Going to the vet CAN be stressful, but if it means 20 seconds of poking and prodding to find a cure, I personally think it's more than worth it. (my rodents love going to the vet, funnily enough)

If there is something as serious as a possible tumour affecting your pet, it needs to go to the vet ASAP. This forum, with no disrespect to the members, is not full of qualified vets who can diagnose your pet online. Even if every single person on here was a vet, I doubt they can diagnose something like this when they have no way of feeling the lump or performing other health checks.

May I ask why you are so against going to the vet?


----------



## mousehelp (Sep 9, 2012)

I'm not really against going to the vet, it's just that i don't want them to take her away from me in any kind of way.
Thank you for your help, though. I guess ur right about the whole feeling thing, so thanks alot!!:thumbup:


----------



## AnnB (Nov 6, 2011)

I too think it would be worth a trip to the vet for the correct diagnosis and treatment. One of my mice had an abscess on the side of her face. The vet thought it was an abscess rather than tumour (as she was young and it wasn't in the usual place for a tumour) and I was prescribed some Baytril to give her. Within a week the abscess had gone.


----------



## Crittery (May 2, 2011)

mousehelp said:


> it's just that i don't want them to take her away from me in any kind of way.


I can relate to this! I've can issues before with one lady at my vet being a tad trigger happy in terms of mice and suggesting PTS at a stage where imo the mouse was still showing an interest in life and worth giving a chance. Sometimes you just need to decide what you think the quality of life is and what your decision is before you go in. Hopefully it is just an abscess but there is only one real way to find out


----------



## zany_toon (Jan 30, 2009)

I agree with a vet visit - if it's something as simple as an abscess it might just need you to keep an eye on it and get some antibiotics to help keep the infection at bay. And if it's a tumour then you know what you are facing and can make sure that your mousie is spoiled rotten for however long she has left.
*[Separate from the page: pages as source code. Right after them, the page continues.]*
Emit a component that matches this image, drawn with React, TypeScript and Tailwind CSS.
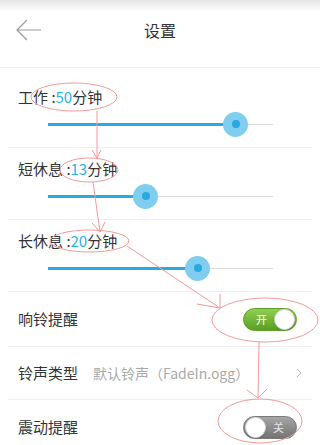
import React from "react";

const FONT = { fontFamily: '"Noto Sans CJK SC", Roboto, "Noto Sans", sans-serif' };

interface SliderProps {
  label: string;
  value: number;
  max: number;
}

function TimeSlider({ label, value, max }: SliderProps) {
  const pct = (value / max) * 100;
  return (
    <div>
      <div className="pl-[10px] text-[15px] leading-[20px] text-[#333]">
        {label} :<span className="text-[#29b3ec]">{value}</span>分钟
      </div>
      <div className="mt-[5px] h-[24px] flex items-center pl-[40px]">
        <div className="relative w-[225px] h-[24px]">
          <div className="absolute left-0 right-0 top-[11.5px] h-px bg-[#dcdcdc]" />
          <div className="absolute left-0 top-[10.5px] h-[3px] bg-[#2aa9e3]" style={{ width: `${pct}%` }} />
          <div
            className="absolute top-0 w-[25px] h-[25px] -ml-[12.5px] -mt-[0.5px] rounded-full bg-[#7fcdef] flex items-center justify-center"
            style={{ left: `${pct}%` }}
          >
            <div className="w-[8px] h-[8px] rounded-full bg-[#27a9e1]" />
          </div>
        </div>
      </div>
    </div>
  );
}

function Toggle({ on }: { on: boolean }) {
  if (on) {
    return (
      <div className="w-[54px] h-[23px] rounded-full bg-gradient-to-b from-[#8fd04e] to-[#5a9f22] border border-[#5f9e2c] flex items-center justify-between pl-[12px] pr-px">
        <span className="text-[11px] text-white leading-none">开</span>
        <div className="w-[21px] h-[21px] rounded-full bg-white border border-[#d8d8d8] shadow-sm" />
      </div>
    );
  }
  return (
    <div className="w-[54px] h-[23px] rounded-full bg-gradient-to-b from-[#a6a6a6] to-[#747474] border border-[#7a7a7a] flex items-center justify-between pl-px pr-[12px]">
      <div className="w-[21px] h-[21px] rounded-full bg-white border border-[#d8d8d8] shadow-sm" />
      <span className="text-[11px] text-[#e6e6e6] leading-none">关</span>
    </div>
  );
}

function Annotations() {
  const c = "#f49a9a";
  return (
    <svg className="absolute inset-0 pointer-events-none" width="320" height="445" viewBox="0 0 320 445" fill="none" stroke={c} strokeWidth="1">
      <ellipse cx="74" cy="97" rx="43" ry="14" />
      <ellipse cx="89" cy="170" rx="29" ry="12" />
      <ellipse cx="89.5" cy="241" rx="39.5" ry="11" />
      <ellipse cx="265" cy="320" rx="53" ry="22" />
      <ellipse cx="260" cy="421" rx="42" ry="22" />
      <path d="M97 111 L97 158 M92 150 L97 158 L101 150" />
      <path d="M93 182 L100 232 M92 223 L100 232 L105 222" />
      <path d="M127 246 L220 308 M197 304 L220 308 L220 294" />
      <path d="M259 342 L258 398 M247 390 L258 398 L267 389" />
    </svg>
  );
}

export default function App() {
  return (
    <div className="relative w-[320px] h-[445px] overflow-hidden bg-white" style={FONT}>
      <div className="h-[68px] bg-[linear-gradient(#e4e4e4,#ffffff_11px)] border-b border-[#f0f0f0]">
        <div className="h-[59px] flex items-center">
          <div className="w-[60px] pl-[16px] flex items-center">
            <svg width="26" height="22" viewBox="0 0 26 22" fill="none" stroke="#9a9a9a" strokeWidth="1.2">
              <path d="M25 11 L1 11 M11 1 L1 11 L11 21" />
            </svg>
          </div>
          <div className="flex-1 text-center text-[16px] text-[#333]">设置</div>
          <div className="w-[60px]" />
        </div>
      </div>

      <div className="mx-2">
        <div className="h-[80px] pt-[19px] border-b border-[#f0f0f0]">
          <TimeSlider label="工作" value={50} max={60} />
        </div>
        <div className="h-[72px] pt-[11px] border-b border-[#f0f0f0]">
          <TimeSlider label="短休息" value={13} max={30} />
        </div>
        <div className="h-[72px] pt-[11px] border-b border-[#f0f0f0]">
          <TimeSlider label="长休息" value={20} max={30} />
        </div>

        <div className="h-[55px] flex items-center justify-between pl-[10px] pr-[15px] border-b border-[#f0f0f0]">
          <span className="text-[15px] text-[#333]">响铃提醒</span>
          <Toggle on />
        </div>
        <div className="h-[53px] flex items-center pl-[10px] pr-[10px] border-b border-[#f0f0f0]">
          <span className="text-[15px] text-[#333]">铃声类型</span>
          <span className="ml-[15px] text-[14px] text-[#aaa]">默认铃声（FadeIn.ogg）</span>
          <svg className="ml-auto" width="6" height="10" viewBox="0 0 6 10" fill="none" stroke="#bbb" strokeWidth="1">
            <path d="M1 1 L5 5 L1 9" />
          </svg>
        </div>
        <div className="h-[55px] flex items-center justify-between pl-[10px] pr-[15px]">
          <span className="text-[15px] text-[#333]">震动提醒</span>
          <Toggle on={false} />
        </div>
      </div>

      <Annotations />
    </div>
  );
}
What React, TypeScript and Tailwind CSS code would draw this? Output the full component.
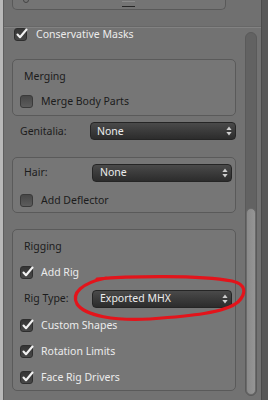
import React from "react";

function Check({ checked }: { checked: boolean }) {
  if (checked) {
    return (
      <div className="relative w-[13px] h-[13px] shrink-0 rounded-[3px] border border-[#2e2e2e] bg-linear-to-b from-[#353535] to-[#474747]">
        <svg className="absolute left-[-1px] top-[-2px]" width="15" height="15" viewBox="0 0 15 15">
          <path d="M3.5 7.5 L6 10.2 L12.5 2.5" fill="none" stroke="#f2f2f2" strokeWidth="2.1" strokeLinecap="round" strokeLinejoin="round" />
        </svg>
      </div>
    );
  }
  return (
    <div className="w-[13px] h-[13px] shrink-0 rounded-[3px] border border-[#3a3a3a] bg-linear-to-b from-[#474747] to-[#5c5c5c]" />
  );
}

function Dropdown({ text, w, pl }: { text: string; w: string; pl: string }) {
  return (
    <div className={`${w} ${pl} h-[18px] shrink-0 rounded-[4px] border border-[#252525] bg-linear-to-b from-[#4a4a4a] to-[#2c2c2c] flex items-center justify-between pr-[3px] text-[#ececec]`}>
      <span className="leading-none">{text}</span>
      <svg width="6" height="10" viewBox="0 0 6 10">
        <path d="M3 0.5 L5.6 4 L0.4 4 Z" fill="#cfcfcf" />
        <path d="M0.4 6 L5.6 6 L3 9.5 Z" fill="#cfcfcf" />
      </svg>
    </div>
  );
}

export default function App() {
  return (
    <div className="relative w-[268px] h-[400px] overflow-hidden flex bg-[#727272] font-['Noto_Sans','DejaVu_Sans',sans-serif] text-[10.5px]">
      <div className="w-[3px] shrink-0 bg-[#b9b9b9]" />
      <div className="w-px shrink-0 bg-[#5e5e5e]" />
      <div className="w-[257px] shrink-0 flex flex-col">
        {/* top region */}
        <div className="h-[26px] shrink-0 bg-[#707070]">
          <div className="relative ml-[8px] w-[214px] h-[10px] border border-t-0 border-[#595959] rounded-b-[5px] bg-[#747474]">
            <div className="absolute left-[10px] top-[-3px] w-[6px] h-[6px] rounded-full border border-[#454545]" />
            <div className="absolute left-[109px] top-[1px] w-[13px] h-px bg-[#8a8a8a]" />
            <div className="absolute left-[109px] top-[6px] w-[13px] h-px bg-[#262626]" />
          </div>
        </div>
        <div className="h-px shrink-0 bg-[#676767]" />
        <div className="h-px shrink-0 bg-[#828282]" />
        {/* lower region */}
        <div className="flex flex-1">
          <div className="w-[241px] shrink-0 flex flex-col">
            <div className="h-[13px] flex items-center pl-[10px] gap-[9px]">
              <Check checked />
              <span className="text-[#ececec] leading-none">Conservative Masks</span>
            </div>

            {/* Box 1 */}
            <div className="mt-[18px] ml-[8px] w-[224px] h-[57px] border border-[#5a5a5a] rounded-[5px] bg-[#767676] pt-[5px] pb-[2px] flex flex-col">
              <div className="h-[24px] flex items-center pl-[11px] text-[#1c1c1c]">Merging</div>
              <div className="h-[24px] flex items-center pl-[7px] gap-[8px]">
                <Check checked={false} />
                <span className="text-[#1c1c1c] leading-none">Merge Body Parts</span>
              </div>
            </div>

            {/* Genitalia */}
            <div className="mt-[6px] h-[18px] flex items-center">
              <span className="w-[86px] pl-[16px] text-[#1c1c1c] leading-none">Genitalia:</span>
              <Dropdown text="None" w="w-[146px]" pl="pl-[6px]" />
            </div>

            {/* Box 2 */}
            <div className="mt-[17px] ml-[8px] w-[224px] h-[56px] border border-[#5a5a5a] rounded-[5px] bg-[#767676] pt-[5px] flex flex-col">
              <div className="h-[19px] flex items-center">
                <span className="w-[79px] pl-[11px] text-[#1c1c1c] leading-none">Hair:</span>
                <Dropdown text="None" w="w-[140px]" pl="pl-[7px]" />
              </div>
              <div className="mt-[11px] h-[14px] flex items-center pl-[7px] gap-[8px]">
                <Check checked={false} />
                <span className="text-[#1c1c1c] leading-none">Add Deflector</span>
              </div>
            </div>

            {/* Box 3 */}
            <div className="mt-[16px] ml-[8px] w-[224px] h-[162px] border border-[#5a5a5a] rounded-[5px] bg-[#767676] pt-[4px] flex flex-col">
              <div className="h-[26px] flex items-center pl-[11px] text-[#1c1c1c]">Rigging</div>
              <div className="h-[25px] flex items-center pl-[7px] gap-[8px]">
                <Check checked />
                <span className="text-[#ececec] leading-none">Add Rig</span>
              </div>
              <div className="h-[27px] flex items-center">
                <span className="w-[79px] pl-[11px] text-[#1c1c1c] leading-none">Rig Type:</span>
                <Dropdown text="Exported MHX" w="w-[140px]" pl="pl-[7px]" />
              </div>
              <div className="h-[26px] flex items-center pl-[7px] gap-[8px]">
                <Check checked />
                <span className="text-[#ececec] leading-none">Custom Shapes</span>
              </div>
              <div className="h-[26px] flex items-center pl-[7px] gap-[8px]">
                <Check checked />
                <span className="text-[#ececec] leading-none">Rotation Limits</span>
              </div>
              <div className="h-[26px] flex items-center pl-[7px] gap-[8px]">
                <Check checked />
                <span className="text-[#ececec] leading-none">Face Rig Drivers</span>
              </div>
            </div>
          </div>

          {/* scrollbar */}
          <div className="w-[12px] shrink-0 pt-[4px] pb-[4px] flex flex-col">
            <div className="flex-1 rounded-full bg-[#626262] border border-[#5a5a5a] flex flex-col justify-end">
              <div className="h-[187px] rounded-full bg-linear-to-r from-[#8a8a8a] to-[#959595] border border-[#6a6a6a]" />
            </div>
          </div>
          <div className="w-[4px] shrink-0" />
        </div>
      </div>
      <div className="w-px shrink-0 bg-[#4b4b4b]" />
      <div className="w-[6px] shrink-0 bg-[#585858]" />

      {/* red hand-drawn annotation */}
      <svg className="absolute left-0 top-0 pointer-events-none" width="268" height="400" viewBox="0 0 268 400">
        <path
          d="M97 279 C130 276, 200 275, 232 281 C246 284, 247 293, 238 302 C225 313, 190 316, 150 319 C115 321, 85 316, 77 304 C71 293, 82 283, 106 278"
          fill="none"
          stroke="#e3141b"
          strokeWidth="3.2"
          strokeLinecap="round"
          strokeLinejoin="round"
        />
      </svg>
    </div>
  );
}
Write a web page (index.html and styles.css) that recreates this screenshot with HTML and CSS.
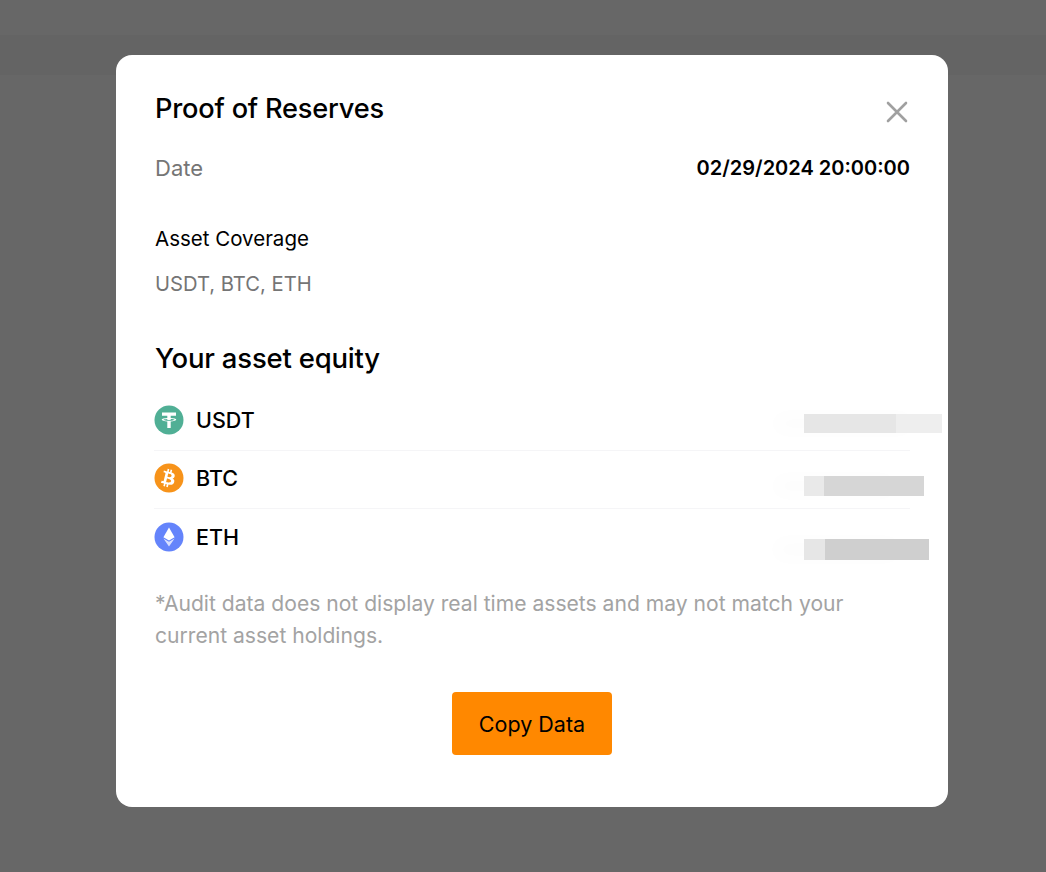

Either way a vet will be able to tell you what it is, and if you know for a fact that your mousie is still happy, enjoying life and eating away as normal then you don't need to make any decision that you don't want to.


----------



## mousehelp (Sep 9, 2012)

Thanks for that last comment, i really appreciate it!! Im not even my family can afford a vet right now, so if anyone has ANY ideas, ill post some pics.:yesnod:


----------